WWW2026

TGSBM: Transformer-Guided Stochastic Block Model for Link Prediction

Zhejian Yang, Songwei Zhao, Zilin Zhao, Hechang Chen

Abstract

Link prediction is a cornerstone of the Web ecosystem, powering applications from recommendation and search to knowledge graph completion and collaboration forecasting. However, largescale networks present unique challenges: they contain hundreds of thousands of nodes and edges with heterogeneous and overlapping community structures that evolve over time. Existing approaches face notable limitations: traditional graph neural networks struggle to capture global structural dependencies, while recent graph transformers achieve strong performance but incur quadratic complexity and lack interpretable latent structure.
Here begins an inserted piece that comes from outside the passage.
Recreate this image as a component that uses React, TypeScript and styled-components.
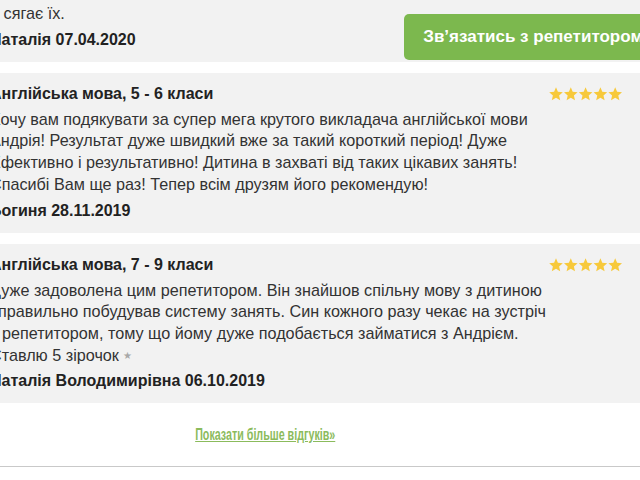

We propose TGSBM (Transformer-Guided Stochastic Block Model), a framework that integrates the principled generative structure of Overlapping Stochastic Block Models with the representational power of sparse Graph Transformers. TGSBM comprises three main components: (i) expander-augmented sparse attention that enables near-linear complexity and efficient global mixing, (ii) a neural variational encoder that infers structured posteriors over community memberships and strengths, and (iii) a neural edge decoder that reconstructs links via OSBM's generative process, preserving interpretability. Experiments across diverse benchmarks demonstrate competitive performance (mean rank 1.6 under HeaRT protocol), superior scalability (up to 6× faster training), and interpretable community structures. These results position TGSBM as a practical approach that strikes a balance between accuracy, efficiency, and transparency for largescale link prediction. CCS Concepts • Computing methodologies → Latent variable models; • Information systems → Data mining.